⟨

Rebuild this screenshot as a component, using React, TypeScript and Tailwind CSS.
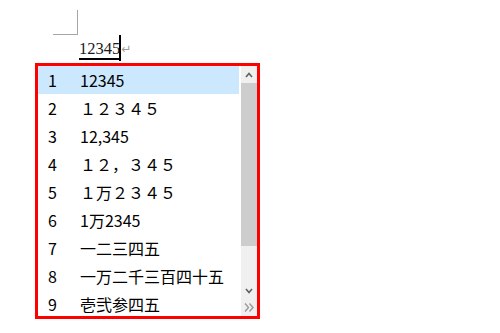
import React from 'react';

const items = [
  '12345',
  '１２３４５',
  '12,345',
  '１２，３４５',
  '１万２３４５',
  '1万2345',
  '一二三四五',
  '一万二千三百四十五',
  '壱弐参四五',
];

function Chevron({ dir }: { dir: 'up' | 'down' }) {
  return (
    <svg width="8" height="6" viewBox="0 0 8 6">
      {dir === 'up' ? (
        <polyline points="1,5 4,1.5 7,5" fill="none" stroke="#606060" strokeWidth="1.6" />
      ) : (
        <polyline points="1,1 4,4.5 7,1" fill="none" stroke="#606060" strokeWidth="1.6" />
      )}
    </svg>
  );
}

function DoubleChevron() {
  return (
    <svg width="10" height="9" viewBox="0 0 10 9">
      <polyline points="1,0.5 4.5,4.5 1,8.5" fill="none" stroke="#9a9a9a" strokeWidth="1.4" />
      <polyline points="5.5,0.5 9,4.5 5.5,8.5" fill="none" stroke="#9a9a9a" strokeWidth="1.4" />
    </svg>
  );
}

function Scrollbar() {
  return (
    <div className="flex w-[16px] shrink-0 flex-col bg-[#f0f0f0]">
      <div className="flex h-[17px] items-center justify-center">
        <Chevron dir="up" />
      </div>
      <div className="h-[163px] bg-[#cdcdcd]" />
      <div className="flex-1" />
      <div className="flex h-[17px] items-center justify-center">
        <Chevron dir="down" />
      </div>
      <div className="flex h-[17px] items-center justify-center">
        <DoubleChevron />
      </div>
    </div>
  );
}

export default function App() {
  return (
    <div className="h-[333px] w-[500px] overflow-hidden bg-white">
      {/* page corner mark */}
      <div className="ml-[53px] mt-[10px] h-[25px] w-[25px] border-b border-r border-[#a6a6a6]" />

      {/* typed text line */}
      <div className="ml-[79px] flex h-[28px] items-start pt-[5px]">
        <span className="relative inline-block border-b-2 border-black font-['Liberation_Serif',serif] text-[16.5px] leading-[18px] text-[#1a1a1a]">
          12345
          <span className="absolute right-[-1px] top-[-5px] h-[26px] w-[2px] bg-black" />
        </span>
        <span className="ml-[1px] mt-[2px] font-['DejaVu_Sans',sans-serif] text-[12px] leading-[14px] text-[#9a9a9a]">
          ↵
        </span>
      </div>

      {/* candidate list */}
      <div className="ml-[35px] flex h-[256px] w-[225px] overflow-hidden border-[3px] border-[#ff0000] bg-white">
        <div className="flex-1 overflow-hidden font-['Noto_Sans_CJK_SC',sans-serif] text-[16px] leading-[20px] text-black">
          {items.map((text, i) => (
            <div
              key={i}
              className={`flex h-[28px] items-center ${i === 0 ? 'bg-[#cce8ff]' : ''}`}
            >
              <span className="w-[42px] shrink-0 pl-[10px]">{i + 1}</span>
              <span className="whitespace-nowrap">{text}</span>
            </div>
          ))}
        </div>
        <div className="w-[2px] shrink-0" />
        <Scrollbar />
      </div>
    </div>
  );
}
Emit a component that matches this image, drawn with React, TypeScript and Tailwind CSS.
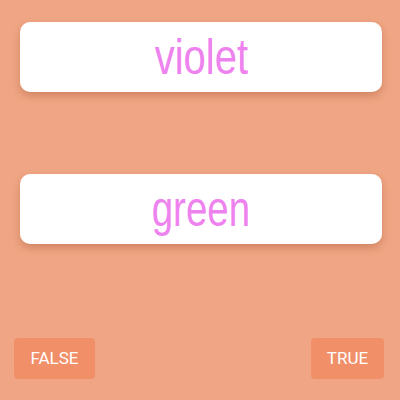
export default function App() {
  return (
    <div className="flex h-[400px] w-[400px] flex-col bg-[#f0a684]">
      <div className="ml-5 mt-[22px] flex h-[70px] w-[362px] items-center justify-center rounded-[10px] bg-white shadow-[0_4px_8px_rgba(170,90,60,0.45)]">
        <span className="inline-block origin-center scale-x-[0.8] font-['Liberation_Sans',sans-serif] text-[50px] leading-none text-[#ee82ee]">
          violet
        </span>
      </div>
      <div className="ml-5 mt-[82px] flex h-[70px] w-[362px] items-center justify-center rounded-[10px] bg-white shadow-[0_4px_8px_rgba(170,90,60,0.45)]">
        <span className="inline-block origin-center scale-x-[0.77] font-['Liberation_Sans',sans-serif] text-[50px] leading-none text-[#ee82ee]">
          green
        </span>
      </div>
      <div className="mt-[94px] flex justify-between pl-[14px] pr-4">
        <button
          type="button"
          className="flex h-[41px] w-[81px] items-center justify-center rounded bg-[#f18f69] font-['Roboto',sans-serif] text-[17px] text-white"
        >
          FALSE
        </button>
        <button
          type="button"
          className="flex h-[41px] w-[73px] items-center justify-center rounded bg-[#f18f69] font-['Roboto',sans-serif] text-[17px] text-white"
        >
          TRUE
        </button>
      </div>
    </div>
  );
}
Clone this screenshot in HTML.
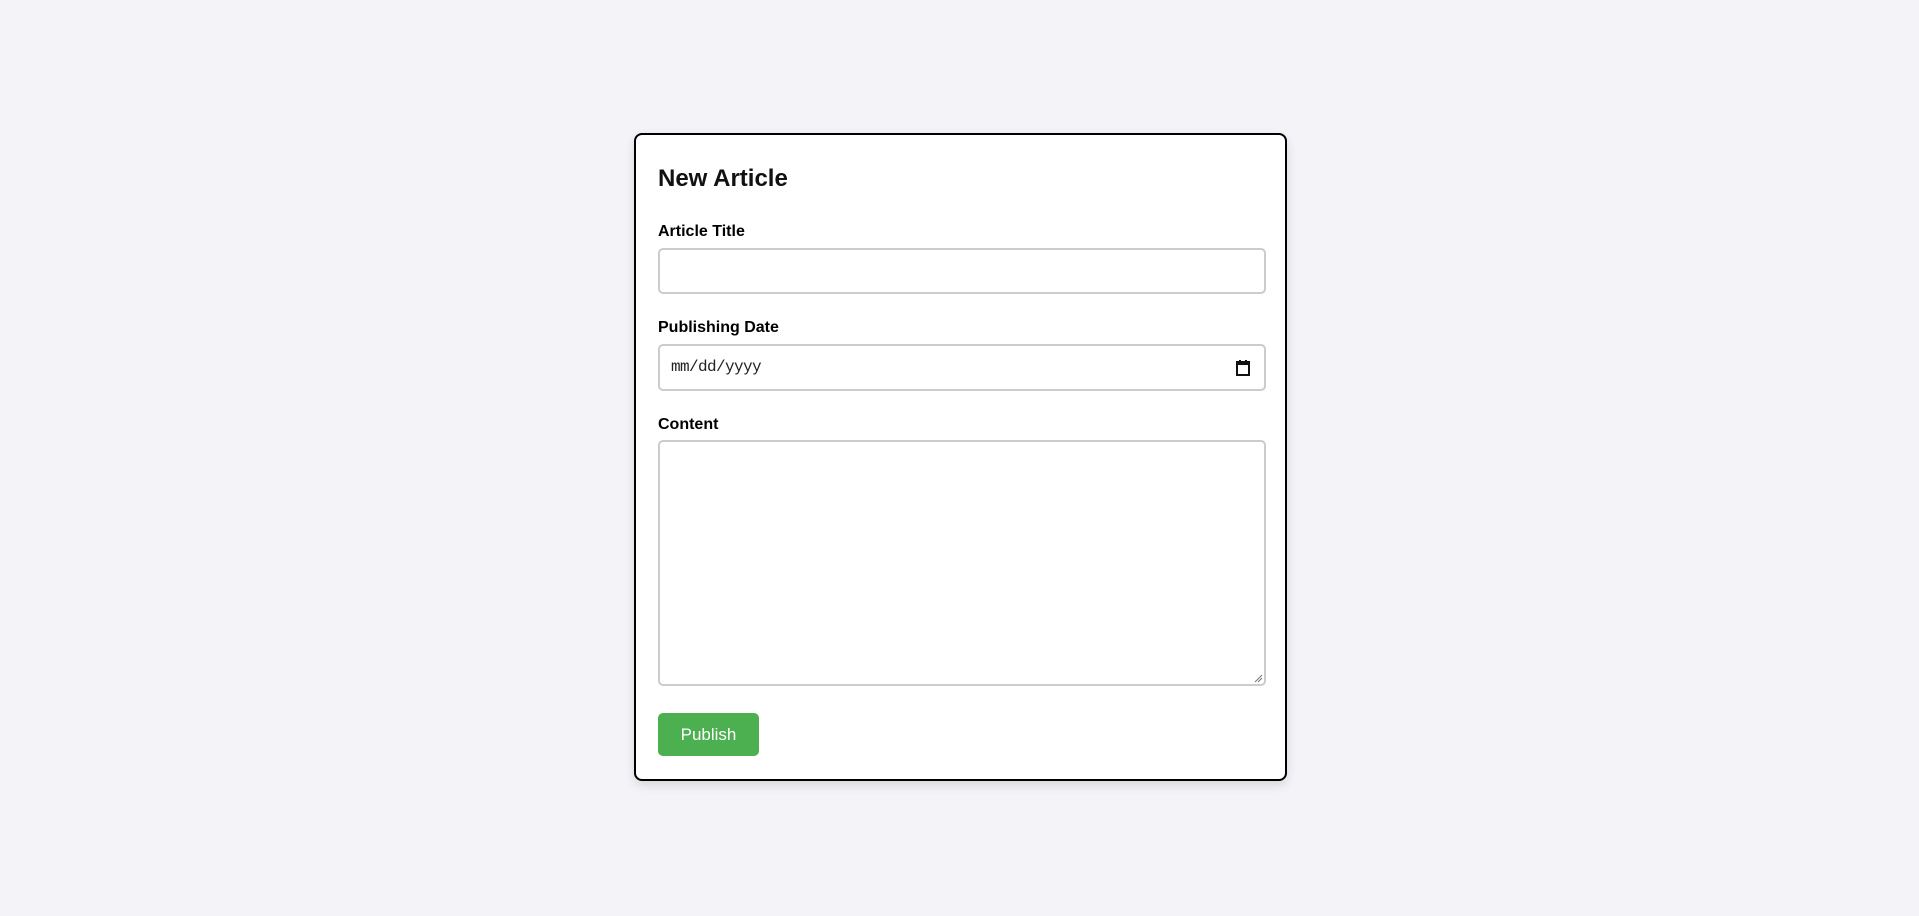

⟩

#### [Problem requirements]
All of the lines above should be retyped precisely, apart from the pictures.

#### [Solution below]
Rebuild this screenshot as a component, using React, TypeScript and Tailwind CSS.
import React from 'react';

const items = [
  '12345',
  '１２３４５',
  '12,345',
  '１２，３４５',
  '１万２３４５',
  '1万2345',
  '一二三四五',
  '一万二千三百四十五',
  '壱弐参四五',
];

function Chevron({ dir }: { dir: 'up' | 'down' }) {
  return (
    <svg width="8" height="6" viewBox="0 0 8 6">
      {dir === 'up' ? (
        <polyline points="1,5 4,1.5 7,5" fill="none" stroke="#606060" strokeWidth="1.6" />
      ) : (
        <polyline points="1,1 4,4.5 7,1" fill="none" stroke="#606060" strokeWidth="1.6" />
      )}
    </svg>
  );
}

function DoubleChevron() {
  return (
    <svg width="10" height="9" viewBox="0 0 10 9">
      <polyline points="1,0.5 4.5,4.5 1,8.5" fill="none" stroke="#9a9a9a" strokeWidth="1.4" />
      <polyline points="5.5,0.5 9,4.5 5.5,8.5" fill="none" stroke="#9a9a9a" strokeWidth="1.4" />
    </svg>
  );
}

function Scrollbar() {
  return (
    <div className="flex w-[16px] shrink-0 flex-col bg-[#f0f0f0]">
      <div className="flex h-[17px] items-center justify-center">
        <Chevron dir="up" />
      </div>
      <div className="h-[163px] bg-[#cdcdcd]" />
      <div className="flex-1" />
      <div className="flex h-[17px] items-center justify-center">
        <Chevron dir="down" />
      </div>
      <div className="flex h-[17px] items-center justify-center">
        <DoubleChevron />
      </div>
    </div>
  );
}

export default function App() {
  return (
    <div className="h-[333px] w-[500px] overflow-hidden bg-white">
      {/* page corner mark */}
      <div className="ml-[53px] mt-[10px] h-[25px] w-[25px] border-b border-r border-[#a6a6a6]" />

      {/* typed text line */}
      <div className="ml-[79px] flex h-[28px] items-start pt-[5px]">
        <span className="relative inline-block border-b-2 border-black font-['Liberation_Serif',serif] text-[16.5px] leading-[18px] text-[#1a1a1a]">
          12345
          <span className="absolute right-[-1px] top-[-5px] h-[26px] w-[2px] bg-black" />
        </span>
        <span className="ml-[1px] mt-[2px] font-['DejaVu_Sans',sans-serif] text-[12px] leading-[14px] text-[#9a9a9a]">
          ↵
        </span>
      </div>

      {/* candidate list */}
      <div className="ml-[35px] flex h-[256px] w-[225px] overflow-hidden border-[3px] border-[#ff0000] bg-white">
        <div className="flex-1 overflow-hidden font-['Noto_Sans_CJK_SC',sans-serif] text-[16px] leading-[20px] text-black">
          {items.map((text, i) => (
            <div
              key={i}
              className={`flex h-[28px] items-center ${i === 0 ? 'bg-[#cce8ff]' : ''}`}
            >
              <span className="w-[42px] shrink-0 pl-[10px]">{i + 1}</span>
              <span className="whitespace-nowrap">{text}</span>
            </div>
          ))}
        </div>
        <div className="w-[2px] shrink-0" />
        <Scrollbar />
      </div>
    </div>
  );
}
Emit a component that matches this image, drawn with React, TypeScript and Tailwind CSS.
export default function App() {
  return (
    <div className="flex h-[400px] w-[400px] flex-col bg-[#f0a684]">
      <div className="ml-5 mt-[22px] flex h-[70px] w-[362px] items-center justify-center rounded-[10px] bg-white shadow-[0_4px_8px_rgba(170,90,60,0.45)]">
        <span className="inline-block origin-center scale-x-[0.8] font-['Liberation_Sans',sans-serif] text-[50px] leading-none text-[#ee82ee]">
          violet
        </span>
      </div>
      <div className="ml-5 mt-[82px] flex h-[70px] w-[362px] items-center justify-center rounded-[10px] bg-white shadow-[0_4px_8px_rgba(170,90,60,0.45)]">
        <span className="inline-block origin-center scale-x-[0.77] font-['Liberation_Sans',sans-serif] text-[50px] leading-none text-[#ee82ee]">
          green
        </span>
      </div>
      <div className="mt-[94px] flex justify-between pl-[14px] pr-4">
        <button
          type="button"
          className="flex h-[41px] w-[81px] items-center justify-center rounded bg-[#f18f69] font-['Roboto',sans-serif] text-[17px] text-white"
        >
          FALSE
        </button>
        <button
          type="button"
          className="flex h-[41px] w-[73px] items-center justify-center rounded bg-[#f18f69] font-['Roboto',sans-serif] text-[17px] text-white"
        >
          TRUE
        </button>
      </div>
    </div>
  );
}
Clone this screenshot in HTML.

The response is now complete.